Go through the listing and set it down exactly, leaving out its pictures.

==*==

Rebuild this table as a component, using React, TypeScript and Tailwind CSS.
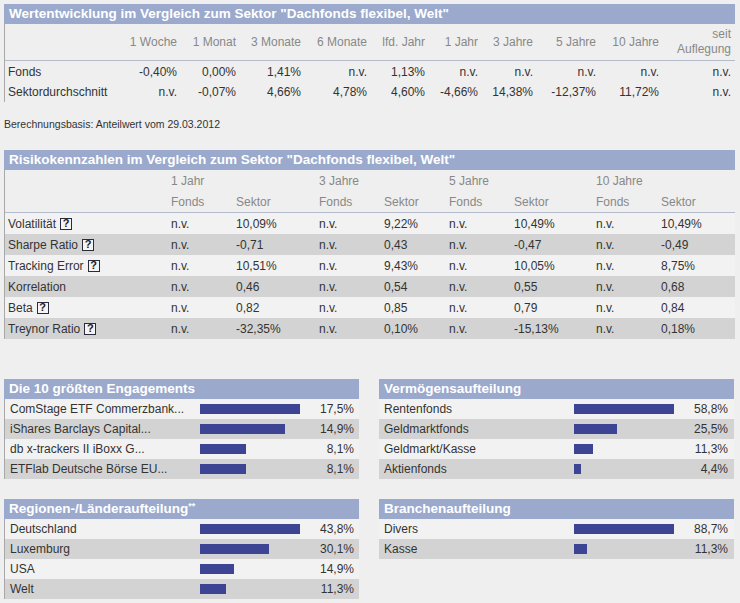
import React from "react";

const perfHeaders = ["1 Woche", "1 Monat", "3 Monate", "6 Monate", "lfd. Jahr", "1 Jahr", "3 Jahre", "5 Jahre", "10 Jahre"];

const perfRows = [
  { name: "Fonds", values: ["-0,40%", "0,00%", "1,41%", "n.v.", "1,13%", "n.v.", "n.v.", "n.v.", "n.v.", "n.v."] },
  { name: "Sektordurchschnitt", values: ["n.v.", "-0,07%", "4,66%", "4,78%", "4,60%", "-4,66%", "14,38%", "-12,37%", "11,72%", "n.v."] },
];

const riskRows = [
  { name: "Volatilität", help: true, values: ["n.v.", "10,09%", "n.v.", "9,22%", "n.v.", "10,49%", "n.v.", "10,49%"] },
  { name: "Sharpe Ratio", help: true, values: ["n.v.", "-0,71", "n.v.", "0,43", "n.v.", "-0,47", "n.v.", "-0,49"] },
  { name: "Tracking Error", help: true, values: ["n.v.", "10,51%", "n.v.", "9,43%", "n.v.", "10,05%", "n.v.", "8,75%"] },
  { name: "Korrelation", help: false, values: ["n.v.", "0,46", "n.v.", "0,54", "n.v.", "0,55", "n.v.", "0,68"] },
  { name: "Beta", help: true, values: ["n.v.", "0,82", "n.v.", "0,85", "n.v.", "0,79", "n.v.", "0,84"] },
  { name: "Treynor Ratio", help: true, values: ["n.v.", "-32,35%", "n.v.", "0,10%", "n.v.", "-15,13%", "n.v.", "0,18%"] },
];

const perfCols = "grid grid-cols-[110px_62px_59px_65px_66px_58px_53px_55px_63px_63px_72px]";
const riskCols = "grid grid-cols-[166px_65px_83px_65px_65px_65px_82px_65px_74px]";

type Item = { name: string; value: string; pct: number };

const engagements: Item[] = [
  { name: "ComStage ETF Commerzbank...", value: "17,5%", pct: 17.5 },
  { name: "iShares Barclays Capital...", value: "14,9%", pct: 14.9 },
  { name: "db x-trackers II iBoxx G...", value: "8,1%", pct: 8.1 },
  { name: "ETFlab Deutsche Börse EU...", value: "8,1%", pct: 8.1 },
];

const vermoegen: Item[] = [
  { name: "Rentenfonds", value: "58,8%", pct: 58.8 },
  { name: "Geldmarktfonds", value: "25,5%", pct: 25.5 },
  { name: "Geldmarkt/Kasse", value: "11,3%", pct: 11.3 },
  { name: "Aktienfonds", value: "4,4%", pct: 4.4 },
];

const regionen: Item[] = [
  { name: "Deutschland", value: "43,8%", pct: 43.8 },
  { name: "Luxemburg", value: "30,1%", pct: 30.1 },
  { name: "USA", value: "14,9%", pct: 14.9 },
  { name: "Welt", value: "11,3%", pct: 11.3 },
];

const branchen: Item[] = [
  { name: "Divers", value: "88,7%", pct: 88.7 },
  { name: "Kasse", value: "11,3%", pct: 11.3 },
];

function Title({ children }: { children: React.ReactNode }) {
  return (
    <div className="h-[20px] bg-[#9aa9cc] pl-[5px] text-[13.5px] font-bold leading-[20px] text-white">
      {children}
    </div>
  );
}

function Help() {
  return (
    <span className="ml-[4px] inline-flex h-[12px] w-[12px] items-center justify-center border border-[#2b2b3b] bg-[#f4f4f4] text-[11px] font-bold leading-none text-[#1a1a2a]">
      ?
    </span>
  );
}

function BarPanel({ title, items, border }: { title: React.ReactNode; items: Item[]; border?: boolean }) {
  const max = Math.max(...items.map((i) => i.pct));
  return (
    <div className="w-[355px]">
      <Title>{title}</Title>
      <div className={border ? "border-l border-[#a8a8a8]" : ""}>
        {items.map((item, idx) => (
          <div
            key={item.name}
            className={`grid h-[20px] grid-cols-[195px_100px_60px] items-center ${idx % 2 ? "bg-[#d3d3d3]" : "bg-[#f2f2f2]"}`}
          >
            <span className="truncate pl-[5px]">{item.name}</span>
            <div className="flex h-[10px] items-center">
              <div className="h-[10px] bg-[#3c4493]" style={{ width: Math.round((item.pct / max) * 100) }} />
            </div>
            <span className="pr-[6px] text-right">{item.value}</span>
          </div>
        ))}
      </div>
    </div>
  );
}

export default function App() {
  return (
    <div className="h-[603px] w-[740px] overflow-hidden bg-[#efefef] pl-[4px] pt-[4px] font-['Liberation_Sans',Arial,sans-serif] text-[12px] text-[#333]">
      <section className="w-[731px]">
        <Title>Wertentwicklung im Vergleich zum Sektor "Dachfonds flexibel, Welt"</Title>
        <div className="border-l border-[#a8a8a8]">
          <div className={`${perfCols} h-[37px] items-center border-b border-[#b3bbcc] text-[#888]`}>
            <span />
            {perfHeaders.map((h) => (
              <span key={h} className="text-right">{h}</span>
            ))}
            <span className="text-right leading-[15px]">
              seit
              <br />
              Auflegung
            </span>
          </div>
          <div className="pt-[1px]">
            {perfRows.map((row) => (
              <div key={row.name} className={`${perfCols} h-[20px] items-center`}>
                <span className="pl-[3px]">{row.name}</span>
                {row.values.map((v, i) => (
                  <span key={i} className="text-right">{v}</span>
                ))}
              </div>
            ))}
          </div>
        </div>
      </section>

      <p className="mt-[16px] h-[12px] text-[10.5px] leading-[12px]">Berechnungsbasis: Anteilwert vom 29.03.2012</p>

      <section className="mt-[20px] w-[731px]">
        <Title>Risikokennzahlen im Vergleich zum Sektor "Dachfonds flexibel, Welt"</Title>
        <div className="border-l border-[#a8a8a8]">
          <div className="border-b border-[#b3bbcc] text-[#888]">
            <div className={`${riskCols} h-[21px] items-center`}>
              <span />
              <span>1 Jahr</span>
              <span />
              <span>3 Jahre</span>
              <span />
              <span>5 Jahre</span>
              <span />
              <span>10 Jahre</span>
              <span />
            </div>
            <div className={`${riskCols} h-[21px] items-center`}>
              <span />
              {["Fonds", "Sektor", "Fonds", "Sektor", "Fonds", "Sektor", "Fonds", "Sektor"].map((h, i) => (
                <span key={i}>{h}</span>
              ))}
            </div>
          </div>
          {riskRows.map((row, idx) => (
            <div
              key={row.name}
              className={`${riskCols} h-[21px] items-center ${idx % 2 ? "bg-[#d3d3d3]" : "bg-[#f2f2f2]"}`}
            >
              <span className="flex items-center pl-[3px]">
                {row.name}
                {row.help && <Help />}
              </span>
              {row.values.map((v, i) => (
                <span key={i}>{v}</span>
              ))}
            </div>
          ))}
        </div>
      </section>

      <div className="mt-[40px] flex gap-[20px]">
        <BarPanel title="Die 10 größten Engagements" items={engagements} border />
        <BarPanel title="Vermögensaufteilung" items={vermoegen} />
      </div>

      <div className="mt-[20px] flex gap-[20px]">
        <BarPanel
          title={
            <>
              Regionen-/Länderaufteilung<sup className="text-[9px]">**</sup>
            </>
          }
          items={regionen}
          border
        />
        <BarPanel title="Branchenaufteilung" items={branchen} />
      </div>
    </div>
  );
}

==*==

Exercise output:
Rebuild this table as a component, using React, TypeScript and Tailwind CSS.
import React from "react";

const perfHeaders = ["1 Woche", "1 Monat", "3 Monate", "6 Monate", "lfd. Jahr", "1 Jahr", "3 Jahre", "5 Jahre", "10 Jahre"];

const perfRows = [
  { name: "Fonds", values: ["-0,40%", "0,00%", "1,41%", "n.v.", "1,13%", "n.v.", "n.v.", "n.v.", "n.v.", "n.v."] },
  { name: "Sektordurchschnitt", values: ["n.v.", "-0,07%", "4,66%", "4,78%", "4,60%", "-4,66%", "14,38%", "-12,37%", "11,72%", "n.v."] },
];

const riskRows = [
  { name: "Volatilität", help: true, values: ["n.v.", "10,09%", "n.v.", "9,22%", "n.v.", "10,49%", "n.v.", "10,49%"] },
  { name: "Sharpe Ratio", help: true, values: ["n.v.", "-0,71", "n.v.", "0,43", "n.v.", "-0,47", "n.v.", "-0,49"] },
  { name: "Tracking Error", help: true, values: ["n.v.", "10,51%", "n.v.", "9,43%", "n.v.", "10,05%", "n.v.", "8,75%"] },
  { name: "Korrelation", help: false, values: ["n.v.", "0,46", "n.v.", "0,54", "n.v.", "0,55", "n.v.", "0,68"] },
  { name: "Beta", help: true, values: ["n.v.", "0,82", "n.v.", "0,85", "n.v.", "0,79", "n.v.", "0,84"] },
  { name: "Treynor Ratio", help: true, values: ["n.v.", "-32,35%", "n.v.", "0,10%", "n.v.", "-15,13%", "n.v.", "0,18%"] },
];

const perfCols = "grid grid-cols-[110px_62px_59px_65px_66px_58px_53px_55px_63px_63px_72px]";
const riskCols = "grid grid-cols-[166px_65px_83px_65px_65px_65px_82px_65px_74px]";

type Item = { name: string; value: string; pct: number };

const engagements: Item[] = [
  { name: "ComStage ETF Commerzbank...", value: "17,5%", pct: 17.5 },
  { name: "iShares Barclays Capital...", value: "14,9%", pct: 14.9 },
  { name: "db x-trackers II iBoxx G...", value: "8,1%", pct: 8.1 },
  { name: "ETFlab Deutsche Börse EU...", value: "8,1%", pct: 8.1 },
];

const vermoegen: Item[] = [
  { name: "Rentenfonds", value: "58,8%", pct: 58.8 },
  { name: "Geldmarktfonds", value: "25,5%", pct: 25.5 },
  { name: "Geldmarkt/Kasse", value: "11,3%", pct: 11.3 },
  { name: "Aktienfonds", value: "4,4%", pct: 4.4 },
];

const regionen: Item[] = [
  { name: "Deutschland", value: "43,8%", pct: 43.8 },
  { name: "Luxemburg", value: "30,1%", pct: 30.1 },
  { name: "USA", value: "14,9%", pct: 14.9 },
  { name: "Welt", value: "11,3%", pct: 11.3 },
];

const branchen: Item[] = [
  { name: "Divers", value: "88,7%", pct: 88.7 },
  { name: "Kasse", value: "11,3%", pct: 11.3 },
];

function Title({ children }: { children: React.ReactNode }) {
  return (
    <div className="h-[20px] bg-[#9aa9cc] pl-[5px] text-[13.5px] font-bold leading-[20px] text-white">
      {children}
    </div>
  );
}

function Help() {
  return (
    <span className="ml-[4px] inline-flex h-[12px] w-[12px] items-center justify-center border border-[#2b2b3b] bg-[#f4f4f4] text-[11px] font-bold leading-none text-[#1a1a2a]">
      ?
    </span>
  );
}

function BarPanel({ title, items, border }: { title: React.ReactNode; items: Item[]; border?: boolean }) {
  const max = Math.max(...items.map((i) => i.pct));
  return (
    <div className="w-[355px]">
      <Title>{title}</Title>
      <div className={border ? "border-l border-[#a8a8a8]" : ""}>
        {items.map((item, idx) => (
          <div
            key={item.name}
            className={`grid h-[20px] grid-cols-[195px_100px_60px] items-center ${idx % 2 ? "bg-[#d3d3d3]" : "bg-[#f2f2f2]"}`}
          >
            <span className="truncate pl-[5px]">{item.name}</span>
            <div className="flex h-[10px] items-center">
              <div className="h-[10px] bg-[#3c4493]" style={{ width: Math.round((item.pct / max) * 100) }} />
            </div>
            <span className="pr-[6px] text-right">{item.value}</span>
          </div>
        ))}
      </div>
    </div>
  );
}

export default function App() {
  return (
    <div className="h-[603px] w-[740px] overflow-hidden bg-[#efefef] pl-[4px] pt-[4px] font-['Liberation_Sans',Arial,sans-serif] text-[12px] text-[#333]">
      <section className="w-[731px]">
        <Title>Wertentwicklung im Vergleich zum Sektor "Dachfonds flexibel, Welt"</Title>
        <div className="border-l border-[#a8a8a8]">
          <div className={`${perfCols} h-[37px] items-center border-b border-[#b3bbcc] text-[#888]`}>
            <span />
            {perfHeaders.map((h) => (
              <span key={h} className="text-right">{h}</span>
            ))}
            <span className="text-right leading-[15px]">
              seit
              <br />
              Auflegung
            </span>
          </div>
          <div className="pt-[1px]">
            {perfRows.map((row) => (
              <div key={row.name} className={`${perfCols} h-[20px] items-center`}>
                <span className="pl-[3px]">{row.name}</span>
                {row.values.map((v, i) => (
                  <span key={i} className="text-right">{v}</span>
                ))}
              </div>
            ))}
          </div>
        </div>
      </section>

      <p className="mt-[16px] h-[12px] text-[10.5px] leading-[12px]">Berechnungsbasis: Anteilwert vom 29.03.2012</p>

      <section className="mt-[20px] w-[731px]">
        <Title>Risikokennzahlen im Vergleich zum Sektor "Dachfonds flexibel, Welt"</Title>
        <div className="border-l border-[#a8a8a8]">
          <div className="border-b border-[#b3bbcc] text-[#888]">
            <div className={`${riskCols} h-[21px] items-center`}>
              <span />
              <span>1 Jahr</span>
              <span />
              <span>3 Jahre</span>
              <span />
              <span>5 Jahre</span>
              <span />
              <span>10 Jahre</span>
              <span />
            </div>
            <div className={`${riskCols} h-[21px] items-center`}>
              <span />
              {["Fonds", "Sektor", "Fonds", "Sektor", "Fonds", "Sektor", "Fonds", "Sektor"].map((h, i) => (
                <span key={i}>{h}</span>
              ))}
            </div>
          </div>
          {riskRows.map((row, idx) => (
            <div
              key={row.name}
              className={`${riskCols} h-[21px] items-center ${idx % 2 ? "bg-[#d3d3d3]" : "bg-[#f2f2f2]"}`}
            >
              <span className="flex items-center pl-[3px]">
                {row.name}
                {row.help && <Help />}
              </span>
              {row.values.map((v, i) => (
                <span key={i}>{v}</span>
              ))}
            </div>
          ))}
        </div>
      </section>

      <div className="mt-[40px] flex gap-[20px]">
        <BarPanel title="Die 10 größten Engagements" items={engagements} border />
        <BarPanel title="Vermögensaufteilung" items={vermoegen} />
      </div>

      <div className="mt-[20px] flex gap-[20px]">
        <BarPanel
          title={
            <>
              Regionen-/Länderaufteilung<sup className="text-[9px]">**</sup>
            </>
          }
          items={regionen}
          border
        />
        <BarPanel title="Branchenaufteilung" items={branchen} />
      </div>
    </div>
  );
}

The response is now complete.